Originally posted by GreenBicMan
reply to post by silent thunder
Quite an interesting view, but not all entirely accurate IMO.
Still doesn't have anything to do with what GS pays their people for bonuses.
What's innacurate about it? Nobody will contest the following; the facts are in the open. Do some googling or check the ole' Bloomberg if you need
backup (sorry too lazy to give links, mea culpa).
1) AIG is functinally insolvent. It has been taken over by the government with taxpayer money.
2) Some people AIG owes money to are going to get or have gotten their contracts fulfilled. At less than peak market value, but a nozero "value"
was assigned to what was at first a totally illiquid market. The illiquidity of that particular market was a direct function of free-market capitalism
at its best and why not? Because nobody in their right minds wants to touch the toxic garbage and nobody should thus have to pay for it. In a real
market economy the "price" would be zero.

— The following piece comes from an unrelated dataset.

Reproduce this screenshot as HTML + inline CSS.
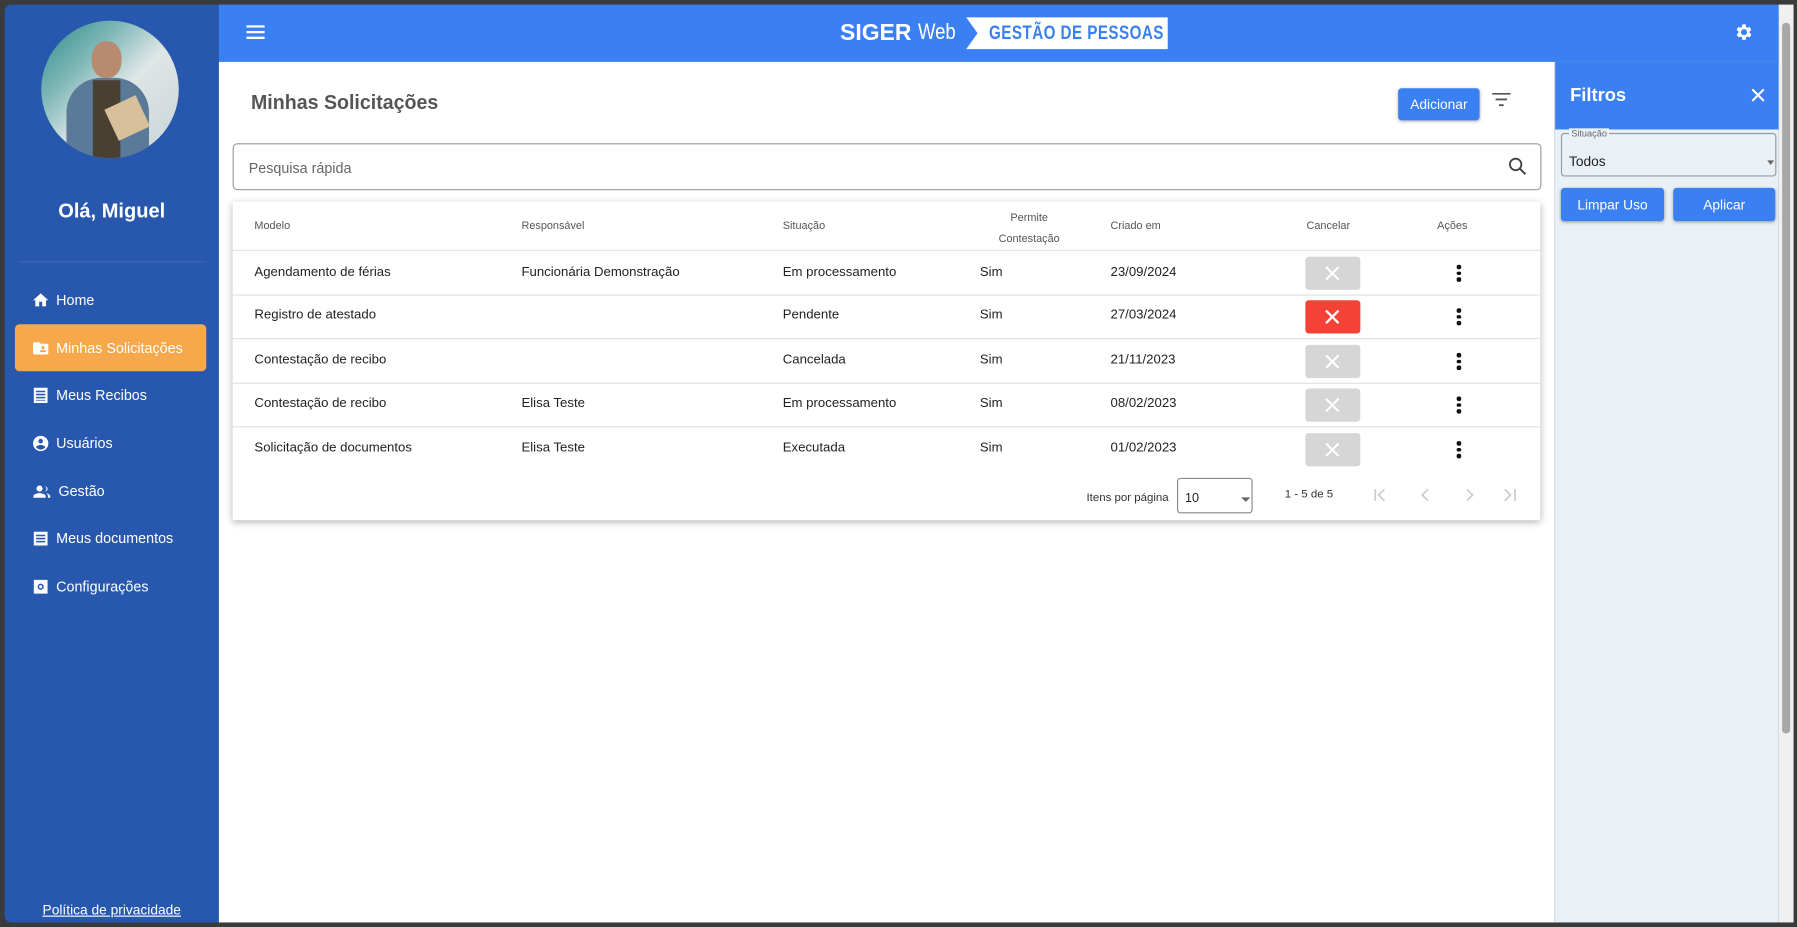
<!DOCTYPE html>
<html><head><meta charset="utf-8">
<style>
*{box-sizing:border-box;margin:0;padding:0}
html,body{width:1797px;height:927px;overflow:hidden;background:#3a3a3a;font-family:"Liberation Sans",sans-serif}
#w{position:absolute;left:0;top:0;width:1568px;height:809px;transform:scale(1.14605,1.1459);transform-origin:0 0;background:#3a3a3a}
.abs{position:absolute}
#side{left:4px;top:4px;width:187px;height:801px;background:#2858ae;border-radius:6px 0 0 6px}
.nav{position:absolute;left:9px;width:167px;height:41px;color:#fff;font-size:12.5px;display:flex;align-items:center;padding-left:14px}
.nav svg{margin-right:5px}
.nav.act{background:#f6a84a;border-radius:4px}
#top{left:191px;top:4px;width:1361px;height:50px;background:#3a80f2}
#main{left:191px;top:54px;width:1165px;height:751px;background:#fff}
#fp{left:1356px;top:54px;width:196px;height:751px;background:#eaf1f6;border-left:1px solid #d8dde2}
.btn{position:absolute;background:#3a80f2;color:#fff;font-size:12px;border-radius:3px;display:flex;align-items:center;justify-content:center;box-shadow:0 1px 3px rgba(0,0,0,.3)}
.th{position:absolute;font-size:9.5px;color:#555}
.td{position:absolute;font-size:11.5px;color:#222}
.row{position:absolute;left:0;width:1141px;height:1px;background:#e0e0e0}
.cx{position:absolute;left:936px;width:48px;height:29px;background:#d6d6d6;border-radius:3px}
.cx svg{position:absolute;left:17px;top:8px}
.dots{position:absolute;left:1068px;width:4px}
.dots i{display:block;width:3.5px;height:3.5px;background:#111;border-radius:50%;margin-bottom:2px}
</style></head><body><div id="w">
<div class="abs" id="side">
 <div class="abs" style="left:32px;top:14px;width:120px;height:120px;border-radius:50%;overflow:hidden;background:linear-gradient(135deg,#2a8a8a 0%,#7fb8b8 30%,#dfe6e6 55%,#c8d2d6 100%)">
  <div class="abs" style="left:44px;top:18px;width:26px;height:32px;border-radius:45%;background:#b88a70"></div>
  <div class="abs" style="left:22px;top:50px;width:72px;height:80px;border-radius:30px 30px 0 0;background:#5a7a98"></div>
  <div class="abs" style="left:45px;top:52px;width:24px;height:70px;background:#4a4032"></div>
  <div class="abs" style="left:60px;top:70px;width:30px;height:30px;background:#d8c09a;transform:rotate(-25deg)"></div>
 </div>
 <div class="abs" style="left:0;width:187px;top:170px;text-align:center;color:#fff;font-weight:bold;font-size:17.5px">Olá, Miguel</div>
 <div class="abs" style="left:12px;top:224px;width:164px;height:1px;background:#3b69b8"></div>
 <div class="nav" style="top:237px"><svg width="17" height="16" viewBox="0 0 24 24"><path fill="#fff" d="M10 20v-6h4v6h5v-8h3L12 3 2 12h3v8z"/></svg>Home</div>
 <div class="nav act" style="top:279px"><svg width="17" height="16" viewBox="0 0 24 24"><path fill="#fff" d="M20 6h-8l-2-2H4c-1.1 0-2 .9-2 2v12c0 1.1.9 2 2 2h16c1.1 0 2-.9 2-2V8c0-1.1-.9-2-2-2zm-5 3a2 2 0 110 4 2 2 0 010-4zm4 8h-8v-1c0-1.3 2.7-2 4-2s4 .7 4 2v1z"/></svg>Minhas Solicitações</div>
 <div class="nav" style="top:320px"><svg width="17" height="16" viewBox="0 0 24 24"><path fill="#fff" d="M3 2h18v20H3zM6 6h12v2H6zm0 4h12v2H6zm0 4h12v2H6zm0 4h12v1H6z" fill-rule="evenodd"/></svg>Meus Recibos</div>
 <div class="nav" style="top:362px"><svg width="17" height="16" viewBox="0 0 24 24"><path fill="#fff" d="M12 2a10 10 0 100 20 10 10 0 000-20zm0 4a3 3 0 110 6 3 3 0 010-6zm0 14a8 8 0 01-6-3c0-2 4-3 6-3s6 1 6 3a8 8 0 01-6 3z"/></svg>Usuários</div>
 <div class="nav" style="top:404px"><svg width="19" height="16" viewBox="0 0 24 24"><path fill="#fff" d="M9 12a4 4 0 100-8 4 4 0 000 8zm0 2c-3 0-8 1.5-8 4v2h16v-2c0-2.5-5-4-8-4zm7-2a3.5 3.5 0 000-7 4 4 0 010 7zm1.5 2c1.5 1 2.5 2.3 2.5 4v2h3v-2c0-2.3-3.5-3.7-5.5-4z"/></svg>Gestão</div>
 <div class="nav" style="top:445px"><svg width="17" height="16" viewBox="0 0 24 24"><path fill="#fff" fill-rule="evenodd" d="M3 3h18v18H3zM6 7h12v2H6zm0 4h12v2H6zm0 4h12v2H6z"/></svg>Meus documentos</div>
 <div class="nav" style="top:487px"><svg width="17" height="16" viewBox="0 0 24 24"><path fill="#fff" fill-rule="evenodd" d="M3 3h18v18H3zm9 5a4 4 0 100 8 4 4 0 000-8zm0 2a2 2 0 110 4 2 2 0 010-4z"/></svg>Configurações</div>
 <div class="abs" style="left:0;width:187px;top:783px;text-align:center;color:#fff;font-size:12px;text-decoration:underline">Política de privacidade</div>
</div>
<div class="abs" id="top">
 <div class="abs" style="left:542px;top:14px;color:#fff;font-weight:bold;font-size:20px">SIGER</div>
 <div class="abs" style="left:610px;top:14px;color:#fff;font-size:19px;transform:scaleX(.85);transform-origin:0 0">Web</div>
 <svg class="abs" style="left:24px;top:18px" width="16" height="12" viewBox="0 0 16 12"><path fill="#fff" d="M0 0h16v2H0zm0 5h16v2H0zm0 5h16v2H0z"/></svg>
 <svg class="abs" style="left:652px;top:11px" width="176" height="28"><polygon points="0,0 176,0 176,28 0,28 10,14" fill="#fff"/></svg>
 <div class="abs" style="left:672px;top:15px;color:#3a80f2;font-weight:bold;font-size:17px;transform:scaleX(.78);transform-origin:0 0;white-space:nowrap;letter-spacing:.5px">GESTÃO DE PESSOAS</div>
 <svg class="abs" style="left:1321px;top:15px" width="18" height="18" viewBox="0 0 24 24"><path fill="#fff" d="M19.4 13a7.5 7.5 0 000-2l2.1-1.6-2-3.5-2.5 1a7 7 0 00-1.7-1L15 3h-4l-.4 2.9a7 7 0 00-1.7 1l-2.5-1-2 3.5L6.6 11a7.5 7.5 0 000 2l-2.1 1.6 2 3.5 2.5-1a7 7 0 001.7 1L11 21h4l.4-2.9a7 7 0 001.7-1l2.5 1 2-3.5zM13 15.5a3.5 3.5 0 110-7 3.5 3.5 0 010 7z"/></svg>
</div>
<div class="abs" id="main">
 <div class="abs" style="left:28px;top:25px;font-size:18px;font-weight:bold;color:#555;transform:scaleX(.95);transform-origin:0 0">Minhas Solicitações</div>
 <div class="btn" style="left:1029px;top:23px;width:71px;height:28px">Adicionar</div>
 <svg class="abs" style="left:1111px;top:27px" width="16" height="12"><path fill="#555" d="M0 0h16v1.6H0zm3 5h10v1.6H3zm3 5h4v1.6H6z"/></svg>
 <div class="abs" style="left:12px;top:71px;width:1142px;height:41px;border:1px solid #999;border-radius:4px"></div>
 <div class="abs" style="left:26px;top:86px;font-size:12.5px;color:#666">Pesquisa rápida</div>
 <svg class="abs" style="left:1125px;top:83px" width="16" height="16" viewBox="0 0 16 16"><circle cx="6.5" cy="6.5" r="5" fill="none" stroke="#444" stroke-width="1.6"/><path d="M10 10l5 5" stroke="#444" stroke-width="1.8"/></svg>
 <div class="abs" style="left:12px;top:122px;width:1141px;height:278px;background:#fff;box-shadow:0 2px 6px rgba(0,0,0,.3)">
  <div class="th" style="left:19px;top:16px">Modelo</div>
  <div class="th" style="left:252px;top:16px">Responsável</div>
  <div class="th" style="left:480px;top:16px">Situação</div>
  <div class="th" style="left:640px;top:6px;width:110px;text-align:center;line-height:18px">Permite<br>Contestação</div>
  <div class="th" style="left:766px;top:16px">Criado em</div>
  <div class="th" style="left:937px;top:16px">Cancelar</div>
  <div class="th" style="left:1051px;top:16px">Ações</div>
  <div class="row" style="top:42px"></div><div class="row" style="top:81px"></div><div class="row" style="top:119px"></div><div class="row" style="top:158px"></div><div class="row" style="top:196px"></div>
  <div class="td" style="left:19px;top:56px">Agendamento de férias</div><div class="td" style="left:252px;top:56px">Funcionária Demonstração</div><div class="td" style="left:480px;top:56px">Em processamento</div><div class="td" style="left:652px;top:56px">Sim</div><div class="td" style="left:766px;top:56px">23/09/2024</div>
  <div class="td" style="left:19px;top:93px">Registro de atestado</div><div class="td" style="left:480px;top:93px">Pendente</div><div class="td" style="left:652px;top:93px">Sim</div><div class="td" style="left:766px;top:93px">27/03/2024</div>
  <div class="td" style="left:19px;top:132px">Contestação de recibo</div><div class="td" style="left:480px;top:132px">Cancelada</div><div class="td" style="left:652px;top:132px">Sim</div><div class="td" style="left:766px;top:132px">21/11/2023</div>
  <div class="td" style="left:19px;top:170px">Contestação de recibo</div><div class="td" style="left:252px;top:170px">Elisa Teste</div><div class="td" style="left:480px;top:170px">Em processamento</div><div class="td" style="left:652px;top:170px">Sim</div><div class="td" style="left:766px;top:170px">08/02/2023</div>
  <div class="td" style="left:19px;top:209px">Solicitação de documentos</div><div class="td" style="left:252px;top:209px">Elisa Teste</div><div class="td" style="left:480px;top:209px">Executada</div><div class="td" style="left:652px;top:209px">Sim</div><div class="td" style="left:766px;top:209px">01/02/2023</div>
  <div class="cx" style="top:48px"><svg width="13" height="13"><path d="M1 1l11 11M12 1L1 12" stroke="#fff" stroke-width="1.8"/></svg></div>
  <div class="cx" style="top:86px;background:#f44336"><svg width="13" height="13"><path d="M1 1l11 11M12 1L1 12" stroke="#fff" stroke-width="2"/></svg></div>
  <div class="cx" style="top:125px"><svg width="13" height="13"><path d="M1 1l11 11M12 1L1 12" stroke="#fff" stroke-width="1.8"/></svg></div>
  <div class="cx" style="top:163px"><svg width="13" height="13"><path d="M1 1l11 11M12 1L1 12" stroke="#fff" stroke-width="1.8"/></svg></div>
  <div class="cx" style="top:202px"><svg width="13" height="13"><path d="M1 1l11 11M12 1L1 12" stroke="#fff" stroke-width="1.8"/></svg></div>
  <div class="dots" style="top:55px"><i></i><i></i><i></i></div>
  <div class="dots" style="top:93px"><i></i><i></i><i></i></div>
  <div class="dots" style="top:132px"><i></i><i></i><i></i></div>
  <div class="dots" style="top:170px"><i></i><i></i><i></i></div>
  <div class="dots" style="top:209px"><i></i><i></i><i></i></div>
  <div class="abs" style="left:745px;top:253px;font-size:10px;color:#333">Itens por página</div>
  <div class="abs" style="left:824px;top:241px;width:66px;height:31px;border:1px solid #888;border-radius:3px;font-size:11px;color:#222;padding:11px 0 0 6px">10</div>
  <div class="abs" style="left:880px;top:258px;width:0;height:0;border-left:4px solid transparent;border-right:4px solid transparent;border-top:4px solid #666"></div>
  <div class="abs" style="left:918px;top:250px;font-size:10px;color:#333">1 - 5 de 5</div>
  <svg class="abs" style="left:995px;top:250px" width="130" height="12"><g stroke="#ccc" stroke-width="1.5" fill="none"><path d="M2 1v10M10 1L5 6l5 5M48 1l-5 5 5 5M82 1l5 5-5 5M115 1l5 5-5 5M124 1v10"/></g></svg>
 </div>
</div>
<div class="abs" id="fp">
 <div class="abs" style="left:0;top:0;width:196px;height:59px;background:#3a80f2"></div>
 <div class="abs" style="left:13px;top:21px;color:#fff;font-weight:bold;font-size:16px">Filtros</div>
 <svg class="abs" style="left:171px;top:23px" width="12" height="12"><path d="M1 1l10 10M11 1L1 11" stroke="#fff" stroke-width="1.8"/></svg>
 <div class="abs" style="left:5px;top:62px;width:188px;height:38px;border:1px solid #999;border-radius:3px"></div>
 <div class="abs" style="left:12px;top:58px;font-size:8px;color:#666;background:#eaf1f6;padding:0 2px">Situação</div>
 <div class="abs" style="left:12px;top:80px;font-size:12px;color:#222">Todos</div>
 <div class="abs" style="left:185px;top:86px;border-left:3px solid transparent;border-right:3px solid transparent;border-top:4px solid #666"></div>
 <div class="btn" style="left:5px;top:110px;width:90px;height:29px">Limpar Uso</div>
 <div class="btn" style="left:103px;top:110px;width:89px;height:29px">Aplicar</div>
</div>
<div class="abs" style="left:1552px;top:4px;width:13px;height:801px;background:#f0f0f0"></div>
<div class="abs" style="left:1555px;top:20px;width:7px;height:620px;background:#a8a8a8;border-radius:3px"></div>
</div></body></html>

3) Many many parties that AIG owes money to will never see a dime or will be paid back in some form of compensation that is essentially worthless.
4) Those that have actually gotten something out of AIG have been Goldman Sachs and a few other large firms. Those who will get screwed include
small-to-medium shops, small hedge funds, various funds, people with invested savings, and granny's schoolteacher pension fund full of muni bonds and
"safe triple-A-rated stuff from good old fashioned stable companies like AIG." Please excuse me while I surpress an evil giggle, having seen
something like this coming down the pike for some time, but in truth I'd rather be wrong than right, just because a lot of stupid people trusted
stupid inistitutions and didn't bother to do basic reasearch. On some level I know a lot of them were swaggering d-bags and deserve what they got.
But I cannot put up with the idea of grandmothers eating catfood for 20 years because their funds and life savings got smooth-talked from under
them.
5) Everything paid out of AIG post-bubble has gone to Goldman and a few other whales. And its all taxpayer money. 100%.
6) You are correct that Goldman didn't want the TARP money and could easily pay it back. It wasn't the only surly company that was unethusiastic
about Paulson's TARP bailouts. Wells Fargo almost derailed the whole scheme. And it goes without saying that the public has never liked TARP. But
guess what: the real money can be made by the survivors in much bigger ways: proprietary trading, bleeding the EU dry, you name it. How about pushing
securities to your clients while shorting them at the same time? Goldman has done all that. Oh, and let's not forget our "all Goldman, all the
time" Fed and Treasury staff. Funny how that kind of stuff just seems to "happen." This is going way over the line in a free market. And I'm not
only implicating Goldman; you've got Citi -- and that's a whole other can of worms -- among others.
7) My point is that when Goldman feasts off the corpse of AIG in partuicular it is getting PUBLIC MONEY. TAXPAYER MONEY. This is just wrong. They need
to take total losses on all failed AIG-related contracts. Haahahahaha like that will ever happen. In the meantime, it's like tapping the vein of the
taxpayer and drinking public debt like blood.